--- start ---

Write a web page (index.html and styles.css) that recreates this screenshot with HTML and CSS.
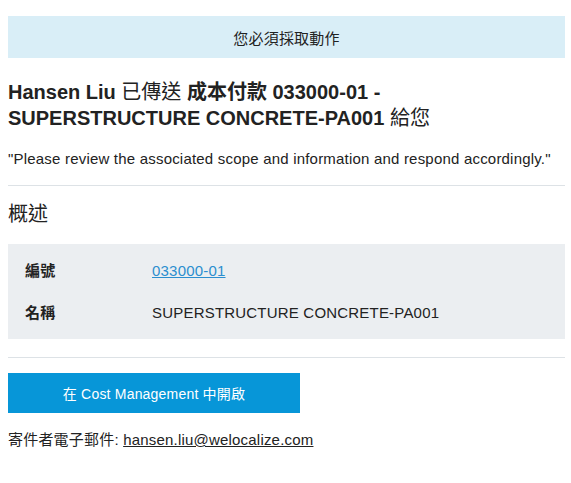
FILE: index.html
```html
<!DOCTYPE html>
<html lang="zh-Hant">
  <head>
    <meta charset="UTF-8" />
    <meta name="viewport" content="width=device-width, initial-scale=1.0" />
    <title>您必須採取動作</title>
    <link rel="stylesheet" href="styles.css">
  </head>
  <body>
    <div class="mail">
      <div class="notice">您必須採取動作</div>

      <h1 class="title"><strong>Hansen Liu</strong> 已傳送 <strong>成本付款 033000-01 - SUPERSTRUCTURE CONCRETE-PA001</strong> 給您</h1>

      <p class="quote">"Please review the associated scope and information and respond accordingly."</p>

      <hr class="rule" />

      <h2 class="section">概述</h2>

      <div class="summary">
        <div class="row">
          <div class="label">編號</div>
          <div class="value"><a href="#">033000-01</a></div>
        </div>
        <div class="row">
          <div class="label">名稱</div>
          <div class="value">SUPERSTRUCTURE CONCRETE-PA001</div>
        </div>
      </div>

      <hr class="rule rule-after" />

      <a class="button" href="#">在 Cost Management 中開啟</a>

      <p class="sender">寄件者電子郵件: <a href="#">hansen.liu@welocalize.com</a></p>
    </div>
  </body>
</html>
```

FILE: styles.css
```css
:root {
  --text-color: #222222;
  --notice-bg: #d9eef7;
  --summary-bg: #ebeef1;
  --rule-color: #dde2e6;
  --link-color: #2b8ecf;
  --button-bg: #0796d8;
}

* {
  margin: 0;
  padding: 0;
  box-sizing: border-box;
}

body {
  background: #fff;
  color: var(--text-color);
  font-family: 'Liberation Sans', Arial, 'Noto Sans CJK TC', sans-serif;
  font-size: 15px;
  letter-spacing: 0.2px;
}

.mail {
  width: 557px;
  margin: 16px 0 0 8px;
}

.notice {
  height: 42px;
  display: flex;
  align-items: center;
  justify-content: center;
  background-color: var(--notice-bg);
}

.title {
  margin-top: 21px;
  font-size: 20px;
  line-height: 26px;
  font-weight: normal;
  letter-spacing: 0;
}

.title strong {
  font-weight: bold;
}

.quote {
  margin-top: 18px;
  line-height: 20px;
}

.rule {
  border: none;
  border-top: 1px solid var(--rule-color);
  margin-top: 16px;
}

.section {
  margin-top: 16px;
  font-size: 20px;
  line-height: 24px;
  font-weight: normal;
  letter-spacing: 0;
}

.summary {
  margin-top: 18px;
  background-color: var(--summary-bg);
  padding: 17px 17px 16px;
  display: flex;
  flex-direction: column;
  gap: 22px;
}

.row {
  display: flex;
  line-height: 20px;
}

.label {
  width: 127px;
  font-weight: bold;
}

.value a {
  color: var(--link-color);
}

.rule-after {
  margin-top: 18px;
}

.button {
  display: flex;
  align-items: center;
  justify-content: center;
  width: 292px;
  height: 40px;
  margin-top: 15px;
  background-color: var(--button-bg);
  color: #fff;
  text-decoration: none;
  font-size: 14px;
}

.sender {
  margin-top: 17px;
  line-height: 20px;
}

.sender a {
  color: var(--text-color);
}
```
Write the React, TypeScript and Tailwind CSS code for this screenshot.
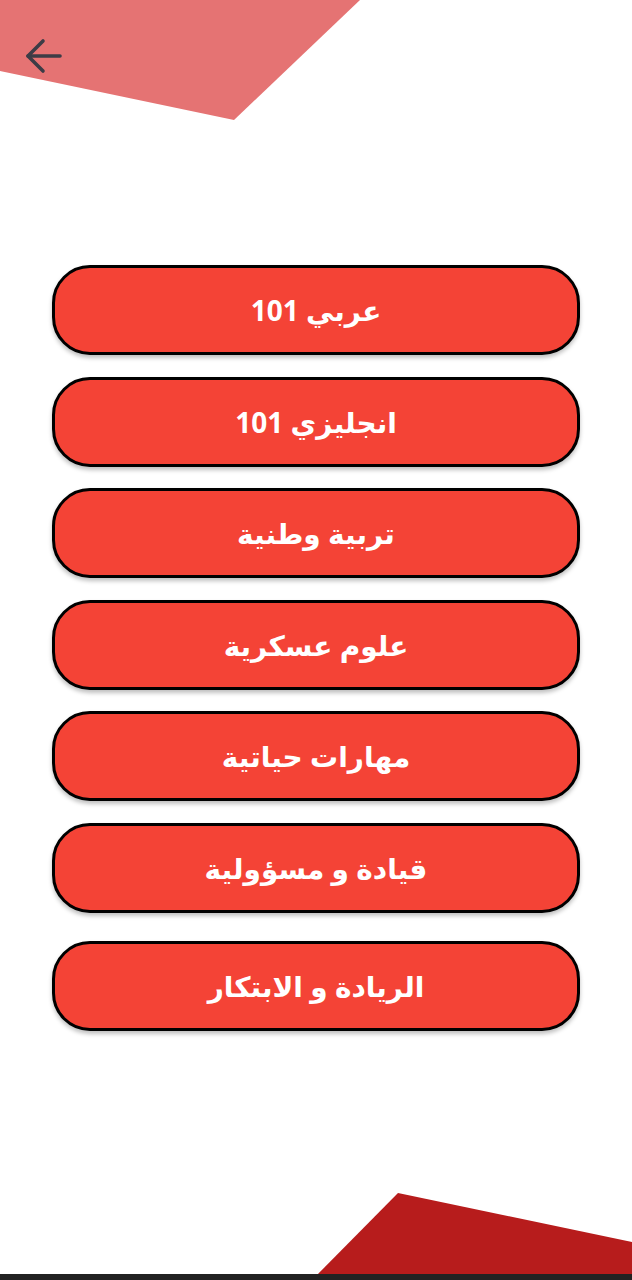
const courses = [
  "عربي 101",
  "انجليزي 101",
  "تربية وطنية",
  "علوم عسكرية",
  "مهارات حياتية",
  "قيادة و مسؤولية",
  "الريادة و الابتكار",
];

export default function App() {
  return (
    <div className="relative w-full h-[1280px] bg-white overflow-hidden font-['Noto_Sans','DejaVu_Sans',sans-serif]">
      {/* top decoration */}
      <svg className="absolute top-0 left-0" width="632" height="130" viewBox="0 0 632 130">
        <polygon points="0,0 360,0 234,120 0,71" fill="#e57373" />
      </svg>
      {/* bottom decoration */}
      <svg className="absolute bottom-0 left-0" width="632" height="100" viewBox="0 0 632 100">
        <polygon points="398,13 632,62 632,100 312,100" fill="#b71c1c" />
        <rect x="0" y="94" width="632" height="6" fill="#222222" />
      </svg>

      <button className="absolute top-[36px] left-[22px] text-[#3c3c46]">
        <svg width="42" height="42" viewBox="0 0 42 42" fill="none" stroke="currentColor" strokeWidth="3.6" strokeLinecap="round" strokeLinejoin="round">
          <path d="M38 20 H6" />
          <path d="M21 5 L6 20 L21 35" />
        </svg>
      </button>

      <div className="relative flex flex-col items-center pt-[265px]">
        {courses.map((c, i) => (
          <button
            key={c}
            dir="rtl"
            className={`w-[528px] h-[90px] rounded-[38px] border-[3px] border-black bg-[#f44336] text-white text-[28px] font-bold shadow-[0_3px_4px_rgba(0,0,0,0.25)] ${
              i === 6 ? "mt-[28px]" : i === 0 ? "" : "mt-[21.6px]"
            }`}
          >
            {c}
          </button>
        ))}
      </div>
    </div>
  );
}
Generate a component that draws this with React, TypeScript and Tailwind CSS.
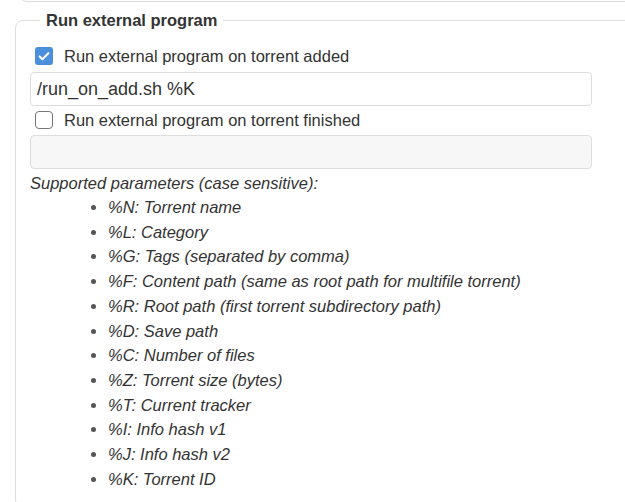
import React from "react";

const params = [
  "%N: Torrent name",
  "%L: Category",
  "%G: Tags (separated by comma)",
  "%F: Content path (same as root path for multifile torrent)",
  "%R: Root path (first torrent subdirectory path)",
  "%D: Save path",
  "%C: Number of files",
  "%Z: Torrent size (bytes)",
  "%T: Current tracker",
  "%I: Info hash v1",
  "%J: Info hash v2",
  "%K: Torrent ID",
];

function Check({ checked }: { checked: boolean }) {
  if (checked) {
    return (
      <span className="w-[18px] h-[18px] rounded-[3px] bg-[#4a8fdb] flex items-center justify-center shrink-0">
        <svg viewBox="0 0 16 16" className="w-[14px] h-[14px]">
          <path d="M3 8.5l3.2 3.2L13 4.8" fill="none" stroke="white" strokeWidth="2.4" strokeLinecap="round" strokeLinejoin="round" />
        </svg>
      </span>
    );
  }
  return <span className="w-[18px] h-[18px] rounded-[4px] border-[1.5px] border-[#767676] bg-white shrink-0" />;
}

export default function App() {
  return (
    <div className="w-[625px] h-[502px] overflow-hidden bg-white text-[#333] font-['Liberation_Sans',Arial,sans-serif] text-[16.5px]">
      {/* bottom of the previous section */}
      <div className="-mt-[10px] ml-[19px] w-[700px] h-[12px] border-l border-b border-[#ddd] rounded-bl-[8px]" />

      <fieldset className="mt-[6px] ml-[15px] w-[660px] border border-[#ddd] rounded-[8px] pl-[14px] pt-[12px] pb-4">
        <legend className="ml-[10px] px-[6px] font-bold text-[16.5px] leading-[24px] text-[#333]">Run external program</legend>

        <label className="flex items-center gap-[11px] h-[24px] pl-[5px]">
          <Check checked />
          <span className="leading-[24px]">Run external program on torrent added</span>
        </label>
        <div className="mt-[4px] w-[562px] h-[34px] border border-[#ddd] rounded-[4px] flex items-center px-[6px] text-[18px]">
          /run_on_add.sh %K
        </div>

        <label className="mt-[2px] flex items-center gap-[11px] h-[24px] pl-[5px]">
          <Check checked={false} />
          <span className="leading-[24px]">Run external program on torrent finished</span>
        </label>
        <div className="mt-[3px] w-[562px] h-[34px] border border-[#ddd] rounded-[4px] bg-[#f7f7f7]" />

        <p className="mt-[2px] italic leading-[24px]">Supported parameters (case sensitive):</p>
        <ul className="list-disc pl-[78px] italic marker:text-[#555]">
          {params.map((p) => (
            <li key={p} className="leading-[24.7px]">{p}</li>
          ))}
        </ul>
      </fieldset>
    </div>
  );
}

--- end ---

_PROBLEM STATEMENT_: Set down the lines of the records above exactly, apart from the pictures.

_COMPLETED EXERCISE_:
Write a web page (index.html and styles.css) that recreates this screenshot with HTML and CSS.
FILE: index.html
```html
<!DOCTYPE html>
<html lang="zh-Hant">
  <head>
    <meta charset="UTF-8" />
    <meta name="viewport" content="width=device-width, initial-scale=1.0" />
    <title>您必須採取動作</title>
    <link rel="stylesheet" href="styles.css">
  </head>
  <body>
    <div class="mail">
      <div class="notice">您必須採取動作</div>

      <h1 class="title"><strong>Hansen Liu</strong> 已傳送 <strong>成本付款 033000-01 - SUPERSTRUCTURE CONCRETE-PA001</strong> 給您</h1>

      <p class="quote">"Please review the associated scope and information and respond accordingly."</p>

      <hr class="rule" />

      <h2 class="section">概述</h2>

      <div class="summary">
        <div class="row">
          <div class="label">編號</div>
          <div class="value"><a href="#">033000-01</a></div>
        </div>
        <div class="row">
          <div class="label">名稱</div>
          <div class="value">SUPERSTRUCTURE CONCRETE-PA001</div>
        </div>
      </div>

      <hr class="rule rule-after" />

      <a class="button" href="#">在 Cost Management 中開啟</a>

      <p class="sender">寄件者電子郵件: <a href="#">hansen.liu@welocalize.com</a></p>
    </div>
  </body>
</html>
```

FILE: styles.css
```css
:root {
  --text-color: #222222;
  --notice-bg: #d9eef7;
  --summary-bg: #ebeef1;
  --rule-color: #dde2e6;
  --link-color: #2b8ecf;
  --button-bg: #0796d8;
}

* {
  margin: 0;
  padding: 0;
  box-sizing: border-box;
}

body {
  background: #fff;
  color: var(--text-color);
  font-family: 'Liberation Sans', Arial, 'Noto Sans CJK TC', sans-serif;
  font-size: 15px;
  letter-spacing: 0.2px;
}

.mail {
  width: 557px;
  margin: 16px 0 0 8px;
}

.notice {
  height: 42px;
  display: flex;
  align-items: center;
  justify-content: center;
  background-color: var(--notice-bg);
}

.title {
  margin-top: 21px;
  font-size: 20px;
  line-height: 26px;
  font-weight: normal;
  letter-spacing: 0;
}

.title strong {
  font-weight: bold;
}

.quote {
  margin-top: 18px;
  line-height: 20px;
}

.rule {
  border: none;
  border-top: 1px solid var(--rule-color);
  margin-top: 16px;
}

.section {
  margin-top: 16px;
  font-size: 20px;
  line-height: 24px;
  font-weight: normal;
  letter-spacing: 0;
}

.summary {
  margin-top: 18px;
  background-color: var(--summary-bg);
  padding: 17px 17px 16px;
  display: flex;
  flex-direction: column;
  gap: 22px;
}

.row {
  display: flex;
  line-height: 20px;
}

.label {
  width: 127px;
  font-weight: bold;
}

.value a {
  color: var(--link-color);
}

.rule-after {
  margin-top: 18px;
}

.button {
  display: flex;
  align-items: center;
  justify-content: center;
  width: 292px;
  height: 40px;
  margin-top: 15px;
  background-color: var(--button-bg);
  color: #fff;
  text-decoration: none;
  font-size: 14px;
}

.sender {
  margin-top: 17px;
  line-height: 20px;
}

.sender a {
  color: var(--text-color);
}
```
Write the React, TypeScript and Tailwind CSS code for this screenshot.
const courses = [
  "عربي 101",
  "انجليزي 101",
  "تربية وطنية",
  "علوم عسكرية",
  "مهارات حياتية",
  "قيادة و مسؤولية",
  "الريادة و الابتكار",
];

export default function App() {
  return (
    <div className="relative w-full h-[1280px] bg-white overflow-hidden font-['Noto_Sans','DejaVu_Sans',sans-serif]">
      {/* top decoration */}
      <svg className="absolute top-0 left-0" width="632" height="130" viewBox="0 0 632 130">
        <polygon points="0,0 360,0 234,120 0,71" fill="#e57373" />
      </svg>
      {/* bottom decoration */}
      <svg className="absolute bottom-0 left-0" width="632" height="100" viewBox="0 0 632 100">
        <polygon points="398,13 632,62 632,100 312,100" fill="#b71c1c" />
        <rect x="0" y="94" width="632" height="6" fill="#222222" />
      </svg>

      <button className="absolute top-[36px] left-[22px] text-[#3c3c46]">
        <svg width="42" height="42" viewBox="0 0 42 42" fill="none" stroke="currentColor" strokeWidth="3.6" strokeLinecap="round" strokeLinejoin="round">
          <path d="M38 20 H6" />
          <path d="M21 5 L6 20 L21 35" />
        </svg>
      </button>

      <div className="relative flex flex-col items-center pt-[265px]">
        {courses.map((c, i) => (
          <button
            key={c}
            dir="rtl"
            className={`w-[528px] h-[90px] rounded-[38px] border-[3px] border-black bg-[#f44336] text-white text-[28px] font-bold shadow-[0_3px_4px_rgba(0,0,0,0.25)] ${
              i === 6 ? "mt-[28px]" : i === 0 ? "" : "mt-[21.6px]"
            }`}
          >
            {c}
          </button>
        ))}
      </div>
    </div>
  );
}
Generate a component that draws this with React, TypeScript and Tailwind CSS.
import React from "react";

const params = [
  "%N: Torrent name",
  "%L: Category",
  "%G: Tags (separated by comma)",
  "%F: Content path (same as root path for multifile torrent)",
  "%R: Root path (first torrent subdirectory path)",
  "%D: Save path",
  "%C: Number of files",
  "%Z: Torrent size (bytes)",
  "%T: Current tracker",
  "%I: Info hash v1",
  "%J: Info hash v2",
  "%K: Torrent ID",
];

function Check({ checked }: { checked: boolean }) {
  if (checked) {
    return (
      <span className="w-[18px] h-[18px] rounded-[3px] bg-[#4a8fdb] flex items-center justify-center shrink-0">
        <svg viewBox="0 0 16 16" className="w-[14px] h-[14px]">
          <path d="M3 8.5l3.2 3.2L13 4.8" fill="none" stroke="white" strokeWidth="2.4" strokeLinecap="round" strokeLinejoin="round" />
        </svg>
      </span>
    );
  }
  return <span className="w-[18px] h-[18px] rounded-[4px] border-[1.5px] border-[#767676] bg-white shrink-0" />;
}

export default function App() {
  return (
    <div className="w-[625px] h-[502px] overflow-hidden bg-white text-[#333] font-['Liberation_Sans',Arial,sans-serif] text-[16.5px]">
      {/* bottom of the previous section */}
      <div className="-mt-[10px] ml-[19px] w-[700px] h-[12px] border-l border-b border-[#ddd] rounded-bl-[8px]" />

      <fieldset className="mt-[6px] ml-[15px] w-[660px] border border-[#ddd] rounded-[8px] pl-[14px] pt-[12px] pb-4">
        <legend className="ml-[10px] px-[6px] font-bold text-[16.5px] leading-[24px] text-[#333]">Run external program</legend>

        <label className="flex items-center gap-[11px] h-[24px] pl-[5px]">
          <Check checked />
          <span className="leading-[24px]">Run external program on torrent added</span>
        </label>
        <div className="mt-[4px] w-[562px] h-[34px] border border-[#ddd] rounded-[4px] flex items-center px-[6px] text-[18px]">
          /run_on_add.sh %K
        </div>

        <label className="mt-[2px] flex items-center gap-[11px] h-[24px] pl-[5px]">
          <Check checked={false} />
          <span className="leading-[24px]">Run external program on torrent finished</span>
        </label>
        <div className="mt-[3px] w-[562px] h-[34px] border border-[#ddd] rounded-[4px] bg-[#f7f7f7]" />

        <p className="mt-[2px] italic leading-[24px]">Supported parameters (case sensitive):</p>
        <ul className="list-disc pl-[78px] italic marker:text-[#555]">
          {params.map((p) => (
            <li key={p} className="leading-[24.7px]">{p}</li>
          ))}
        </ul>
      </fieldset>
    </div>
  );
}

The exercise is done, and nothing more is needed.